I started to tell my son that it was definitely his frog.  But then I remembered the moment he came to me when he was about seven, eyes welling over with tears.  He said that his frog was gone, and he didn’t think he could ever keep anything alive.  Every pet that he had cared for had died (rather quickly I might add.).

I remembered trying to comfort my frog-mourning son.   I had exaggerated the significance of this sad announcement, mentally multiplying it by a quadrillion, as again only a mother can do.  I began to worry about his emerging self-image, self-confidence, ego, sense of well-being, ability to develop lasting long-term relationships, placement on the autism spectrum, indicators for future drug and alcohol abuse, emergence of OCD behaviors, and the chance of developing  a psychopathic personality disorder.  And I quietly held him till he stopped crying.

That moment was etched in my mind.  And it all came flooding back as I squatted on his bedroom floor, examining the pile of crud.

And that’s when I lied.  He made it easy by suggesting the remains looked like a lizard.  A ‘lizard’ had never made our pet list.  But there were lizards where we went to the beach in North Carolina.  And ostensibly one little critter could have sneaked into the beach house, run up the carpeted steps, crept into my son’s bin of Legos, and hitched a ride north.  .

It’s all possible, if not probable.  Especially when the dehydrated creature looked like a frog.  An African Spotted Frog.  From Pet Smart.

I know that caring for pets is a significant part of growing up.  Learning responsibility.  Learning gentleness.  And learning that when you lose something you love, it will hurt.  You’ll cry and you’ll talk about it.  But you’ll move on.  The pain will slowly be replaced with softer memories, and there will be other joys that will trickle in, eventually leaving more happy yesterdays than sad todays.

It’s just that Dylan had learned this lesson.  Numerous times.

I didn’t feel the need to rehash it all as we were crouching on his floor surrounded by the chaos of a disassembled bedroom.  So I lied.

I agreed and confirmed that it did, in fact, look like a lizard.  The little lizards that scampered around the pool and up under the planks of the second floor decks at the beach.

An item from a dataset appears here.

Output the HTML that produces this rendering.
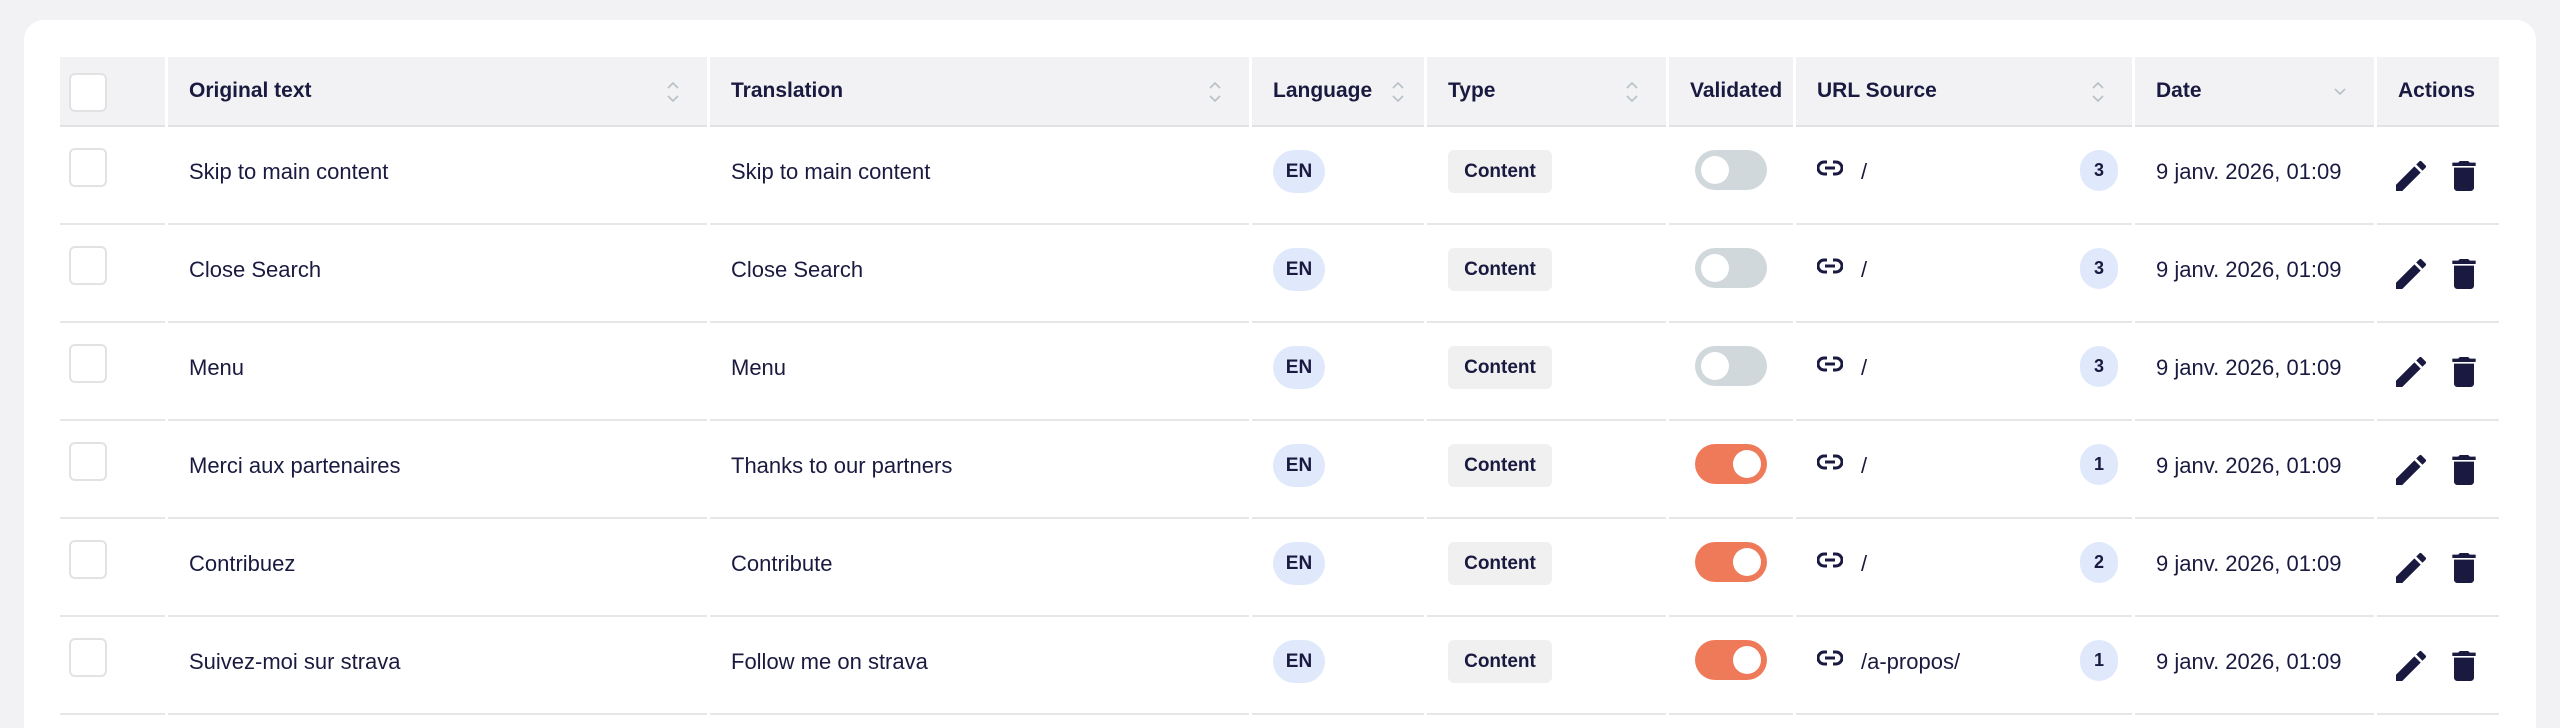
<!DOCTYPE html>
<html><head><meta charset="utf-8"><style>
*{box-sizing:border-box;margin:0;padding:0}
html,body{width:2560px;height:728px;overflow:hidden}
body{background:#f2f2f4;font-family:"Liberation Sans",sans-serif;color:#1a1a40;position:relative}
.card{position:absolute;left:24px;top:20px;width:2512px;height:708px;background:#fff;border-radius:20px 20px 0 0}
table{position:absolute;left:57px;top:57px;border-collapse:separate;border-spacing:3px 0;table-layout:fixed;width:2445px}
th{background:#f2f2f4;height:70px;border-bottom:2px solid #e2e2e4;text-align:left;font-weight:bold;font-size:21px;padding:0 0 0 21px;position:relative;white-space:nowrap}
td{height:98px;border-bottom:2px solid #e6e6e6;vertical-align:top;padding:23px 0 0 21px;font-size:22px;position:relative;white-space:nowrap}
.t{line-height:43px;display:block}
.cb{position:absolute;left:9px;width:38px;height:39px;border:2px solid #e2e2e4;border-radius:6px;background:#fff}
th .cb{top:16px}td .cb{top:21px}
.sort{position:absolute;right:28px;top:24px;width:12px;height:22px}
.en{display:inline-block;width:52px;height:43px;border-radius:22px;background:#dfe9fb;font-weight:bold;font-size:19px;text-align:center;line-height:43px}
.ct{display:inline-block;width:104px;height:43px;border-radius:6px;background:#f0f0f0;font-weight:bold;font-size:19px;text-align:center;line-height:43px}
.tg{position:absolute;left:26px;top:23px;width:72px;height:40px;border-radius:20px;background:#d0d8dc}
.tg::after{content:"";position:absolute;left:6px;top:6px;width:28px;height:28px;border-radius:50%;background:#fff}
.tg.on{background:#ee7a5a}.tg.on::after{left:38px}
.lk{position:absolute;left:21px;top:33px}
.url{position:absolute;left:65px;top:23px;line-height:43px}
.num{position:absolute;left:284px;top:23px;width:38px;height:41px;border-radius:20px;background:#dfe9fb;font-weight:bold;font-size:18px;text-align:center;line-height:41px}
.ic{position:absolute;top:29px}
</style></head><body>
<div class="card"></div>
<table>
<colgroup><col style="width:105px"><col style="width:539px"><col style="width:539px"><col style="width:172px"><col style="width:239px"><col style="width:124px"><col style="width:336px"><col style="width:239px"><col style="width:122px"></colgroup>
<tr>
<th><span class="cb"></span></th>
<th>Original text<svg class="sort" viewBox="0 0 12 22"><path d="M1 7l5-5 5 5M1 15l5 5 5-5" fill="none" stroke="#b7c0c6" stroke-width="1.6"/></svg></th>
<th>Translation<svg class="sort" viewBox="0 0 12 22"><path d="M1 7l5-5 5 5M1 15l5 5 5-5" fill="none" stroke="#b7c0c6" stroke-width="1.6"/></svg></th>
<th>Language<svg class="sort" style="right:20px" viewBox="0 0 12 22"><path d="M1 7l5-5 5 5M1 15l5 5 5-5" fill="none" stroke="#b7c0c6" stroke-width="1.6"/></svg></th>
<th>Type<svg class="sort" viewBox="0 0 12 22"><path d="M1 7l5-5 5 5M1 15l5 5 5-5" fill="none" stroke="#b7c0c6" stroke-width="1.6"/></svg></th>
<th>Validated</th>
<th>URL Source<svg class="sort" viewBox="0 0 12 22"><path d="M1 7l5-5 5 5M1 15l5 5 5-5" fill="none" stroke="#b7c0c6" stroke-width="1.6"/></svg></th>
<th>Date<svg class="sort" viewBox="0 0 12 22"><path d="M1 8l5 5 5-5" fill="none" stroke="#b7c0c6" stroke-width="1.6"/></svg></th>
<th>Actions</th>
</tr>
<tr><td><span class="cb"></span></td><td><span class="t">Skip to main content</span></td><td><span class="t">Skip to main content</span></td><td><span class="en">EN</span></td><td><span class="ct">Content</span></td><td><span class="tg"></span></td><td><svg class="lk" width="26" height="16" viewBox="0 0 26 16"><path d="M10 2H7a6 6 0 0 0 0 12h3M16 2h3a6 6 0 0 1 0 12h-3M8 8h10" fill="none" stroke="#1a1a40" stroke-width="3"/></svg><span class="url">/</span><span class="num">3</span></td><td><span class="t">9 janv. 2026, 01:09</span></td><td><svg class="ic" style="left:14px" width="40" height="40" viewBox="0 0 24 24"><path fill="#1a1a40" d="M3 17.25V21h3.75L17.81 9.94l-3.75-3.75L3 17.25zM20.71 7.04a1 1 0 0 0 0-1.41l-2.34-2.34a1 1 0 0 0-1.41 0l-1.83 1.83 3.75 3.75 1.83-1.83z"/></svg><svg class="ic" style="left:67px" width="40" height="40" viewBox="0 0 24 24"><path fill="#1a1a40" d="M6 19c0 1.1.9 2 2 2h8c1.1 0 2-.9 2-2V7H6v12zM19 4h-3.5l-1-1h-5l-1 1H5v2h14V4z"/></svg></td></tr>
<tr><td><span class="cb"></span></td><td><span class="t">Close Search</span></td><td><span class="t">Close Search</span></td><td><span class="en">EN</span></td><td><span class="ct">Content</span></td><td><span class="tg"></span></td><td><svg class="lk" width="26" height="16" viewBox="0 0 26 16"><path d="M10 2H7a6 6 0 0 0 0 12h3M16 2h3a6 6 0 0 1 0 12h-3M8 8h10" fill="none" stroke="#1a1a40" stroke-width="3"/></svg><span class="url">/</span><span class="num">3</span></td><td><span class="t">9 janv. 2026, 01:09</span></td><td><svg class="ic" style="left:14px" width="40" height="40" viewBox="0 0 24 24"><path fill="#1a1a40" d="M3 17.25V21h3.75L17.81 9.94l-3.75-3.75L3 17.25zM20.71 7.04a1 1 0 0 0 0-1.41l-2.34-2.34a1 1 0 0 0-1.41 0l-1.83 1.83 3.75 3.75 1.83-1.83z"/></svg><svg class="ic" style="left:67px" width="40" height="40" viewBox="0 0 24 24"><path fill="#1a1a40" d="M6 19c0 1.1.9 2 2 2h8c1.1 0 2-.9 2-2V7H6v12zM19 4h-3.5l-1-1h-5l-1 1H5v2h14V4z"/></svg></td></tr>
<tr><td><span class="cb"></span></td><td><span class="t">Menu</span></td><td><span class="t">Menu</span></td><td><span class="en">EN</span></td><td><span class="ct">Content</span></td><td><span class="tg"></span></td><td><svg class="lk" width="26" height="16" viewBox="0 0 26 16"><path d="M10 2H7a6 6 0 0 0 0 12h3M16 2h3a6 6 0 0 1 0 12h-3M8 8h10" fill="none" stroke="#1a1a40" stroke-width="3"/></svg><span class="url">/</span><span class="num">3</span></td><td><span class="t">9 janv. 2026, 01:09</span></td><td><svg class="ic" style="left:14px" width="40" height="40" viewBox="0 0 24 24"><path fill="#1a1a40" d="M3 17.25V21h3.75L17.81 9.94l-3.75-3.75L3 17.25zM20.71 7.04a1 1 0 0 0 0-1.41l-2.34-2.34a1 1 0 0 0-1.41 0l-1.83 1.83 3.75 3.75 1.83-1.83z"/></svg><svg class="ic" style="left:67px" width="40" height="40" viewBox="0 0 24 24"><path fill="#1a1a40" d="M6 19c0 1.1.9 2 2 2h8c1.1 0 2-.9 2-2V7H6v12zM19 4h-3.5l-1-1h-5l-1 1H5v2h14V4z"/></svg></td></tr>
<tr><td><span class="cb"></span></td><td><span class="t">Merci aux partenaires</span></td><td><span class="t">Thanks to our partners</span></td><td><span class="en">EN</span></td><td><span class="ct">Content</span></td><td><span class="tg on"></span></td><td><svg class="lk" width="26" height="16" viewBox="0 0 26 16"><path d="M10 2H7a6 6 0 0 0 0 12h3M16 2h3a6 6 0 0 1 0 12h-3M8 8h10" fill="none" stroke="#1a1a40" stroke-width="3"/></svg><span class="url">/</span><span class="num">1</span></td><td><span class="t">9 janv. 2026, 01:09</span></td><td><svg class="ic" style="left:14px" width="40" height="40" viewBox="0 0 24 24"><path fill="#1a1a40" d="M3 17.25V21h3.75L17.81 9.94l-3.75-3.75L3 17.25zM20.71 7.04a1 1 0 0 0 0-1.41l-2.34-2.34a1 1 0 0 0-1.41 0l-1.83 1.83 3.75 3.75 1.83-1.83z"/></svg><svg class="ic" style="left:67px" width="40" height="40" viewBox="0 0 24 24"><path fill="#1a1a40" d="M6 19c0 1.1.9 2 2 2h8c1.1 0 2-.9 2-2V7H6v12zM19 4h-3.5l-1-1h-5l-1 1H5v2h14V4z"/></svg></td></tr>
<tr><td><span class="cb"></span></td><td><span class="t">Contribuez</span></td><td><span class="t">Contribute</span></td><td><span class="en">EN</span></td><td><span class="ct">Content</span></td><td><span class="tg on"></span></td><td><svg class="lk" width="26" height="16" viewBox="0 0 26 16"><path d="M10 2H7a6 6 0 0 0 0 12h3M16 2h3a6 6 0 0 1 0 12h-3M8 8h10" fill="none" stroke="#1a1a40" stroke-width="3"/></svg><span class="url">/</span><span class="num">2</span></td><td><span class="t">9 janv. 2026, 01:09</span></td><td><svg class="ic" style="left:14px" width="40" height="40" viewBox="0 0 24 24"><path fill="#1a1a40" d="M3 17.25V21h3.75L17.81 9.94l-3.75-3.75L3 17.25zM20.71 7.04a1 1 0 0 0 0-1.41l-2.34-2.34a1 1 0 0 0-1.41 0l-1.83 1.83 3.75 3.75 1.83-1.83z"/></svg><svg class="ic" style="left:67px" width="40" height="40" viewBox="0 0 24 24"><path fill="#1a1a40" d="M6 19c0 1.1.9 2 2 2h8c1.1 0 2-.9 2-2V7H6v12zM19 4h-3.5l-1-1h-5l-1 1H5v2h14V4z"/></svg></td></tr>
<tr><td><span class="cb"></span></td><td><span class="t">Suivez-moi sur strava</span></td><td><span class="t">Follow me on strava</span></td><td><span class="en">EN</span></td><td><span class="ct">Content</span></td><td><span class="tg on"></span></td><td><svg class="lk" width="26" height="16" viewBox="0 0 26 16"><path d="M10 2H7a6 6 0 0 0 0 12h3M16 2h3a6 6 0 0 1 0 12h-3M8 8h10" fill="none" stroke="#1a1a40" stroke-width="3"/></svg><span class="url">/a-propos/</span><span class="num">1</span></td><td><span class="t">9 janv. 2026, 01:09</span></td><td><svg class="ic" style="left:14px" width="40" height="40" viewBox="0 0 24 24"><path fill="#1a1a40" d="M3 17.25V21h3.75L17.81 9.94l-3.75-3.75L3 17.25zM20.71 7.04a1 1 0 0 0 0-1.41l-2.34-2.34a1 1 0 0 0-1.41 0l-1.83 1.83 3.75 3.75 1.83-1.83z"/></svg><svg class="ic" style="left:67px" width="40" height="40" viewBox="0 0 24 24"><path fill="#1a1a40" d="M6 19c0 1.1.9 2 2 2h8c1.1 0 2-.9 2-2V7H6v12zM19 4h-3.5l-1-1h-5l-1 1H5v2h14V4z"/></svg></td></tr>
</table>
</body></html>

Sweeping it up amidst the other dust and debris of a 10-year-old boy’s life, I thought about how much my son had changed from that tearful little boy who was heartbroken about a lost frog.  He was now closer to launching.  Closer to leaving.  Closer to acne and girlfriends and college and heartbreak and all-nighters and all that is and ever will be about becoming a man, a husband, and a father himself.  And something tells me that no matter how upright and honorable a man he becomes, he’ll know when it’s appropriate to turn a frog into a lizard and give some of the debris of life a little sweep under the rug.